We rode and rode and then it came time for the amazingly expensive treat I had earlier promised them. Eliza was stuck on “caaaaah candy” and soon it was stuck on her—everywhere. Ezra was bound for the funnel cake, which was promptly knocked from his hand  by our little dancer and landed plate-down on the pavement. Colleyanna was specifically only interested in ice cream and only chocoiate, even more specifically. That was easier said than found. But, you know, I am a grandmother. At last we settled into the grass, one last time, and watched those horses with the trainers on the board, on the back, as they raced around a 2 mile track. “Chance for Change” was the winner and Ezra was thrilled to get to see that horse up close. Eliza danced. 

Then it was one last trip to the restroom, which had all of four stalls, most of which did not have locks on the doors, for 4000 people. Colleyanna was our door-holder. Eliza, the potty -training one was celebrating success in there and she danced. I washed hands (which took all I had—chocolate sticky, funnel cake sticky and  “caaah candy “ glue— and we were off on the long trek up hills and through a maze of cars to our vehicle. 

Ezra wanted to know if we could go in those exhibits and see if the weather girl was finished and get our ice cream. (What in the world?)  It was still relatively early in the evening. We threaded some needle-eyes and finally recognized our car by the stickers on the window. (Sometimes you are thankful for less-than-pristine vehicles.) The kids were thanking me for a great time at the fair and trying to get in the locked car. But it was not doing that automatic unlock thing. There was a reason. Those (now-unattached-to-the-wallet) keys were on top of the paper-towel holder in the restroom. 287490298 miles back through the cars and down the hill. I prayed. Eliza danced. The big kids wanted to know if we could ride something else while we were in there. “ …But not the dropper…But we do still have these magic armbands.”

And there they were. Still right there on top of that paper towel rack. My apple watch was telling me I’d closed my exercise ring for the day. (“There are easier ways to do that,” I was thinking.) Eliza danced. And we all started off on that parking lot pilgrimage again. 

Then it happened.  A cattle truck was attempting to weave through that mass of vehicles to go to the cow barn and pick up his cows for the night. But he was just a hair away from hitting someone’s car. Those workers who had, only a few hours earlier, been “blessing” everybody in the name of the Lord were shouting profanities and screaming and running toward that cattle truck. Colleyanna was oblivious, not hearing anything she even remotely recognized as profanity. Eliza danced. 

But Ezra heard it. He said “That man shouted the worst word you can ever even think of!” In fact it was the four letter word for an eternal place to which I intend NOT to go.” and, to Ezra, there could never be a worse word.”

So, the cattle truck made its much acclaimed exit just as I got them all buckled in the car.

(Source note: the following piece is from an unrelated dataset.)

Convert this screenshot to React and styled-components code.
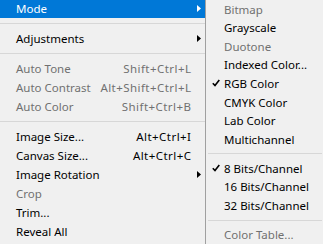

As we drove past the “parkers” at the gate, those same men shouted “Thank you for coming! God bless!”

And there it was! The Bible come to life, right in front of our eyes! What an amazing opening for the Bible time we were going to have on our way home!

But the tongue can no man tame; it is an unruly evil, full of deadly poison. Therewith bless we God, even the Father; and therewith curse we men, which are made after the similitude of God. Out of the same mouth proceedeth blessing and cursing. My brethren, these things ought not so to be. Doth a fountain send forth at the same place sweet water and bitter? Can the fig tree, my brethren, bear olive berries? either a vine, figs? so can no fountain both yield salt water and fresh. (from James 3)

God is so good. He gives us all we need to be moms and dads and grandmothers and grandads who can do that Deuteronomy 6 thing. 

And these words, which I command thee this day, shall be in thine heart: And thou shalt teach them diligently unto thy children, and shalt talk of them when thou sittest in thine house, and when thou walkest by the way, and when thou liest down, and when thou risest up.

But if you are going to to teach Eliza diligently, you probably need a phrase in there that says “when she dancest, by the way.”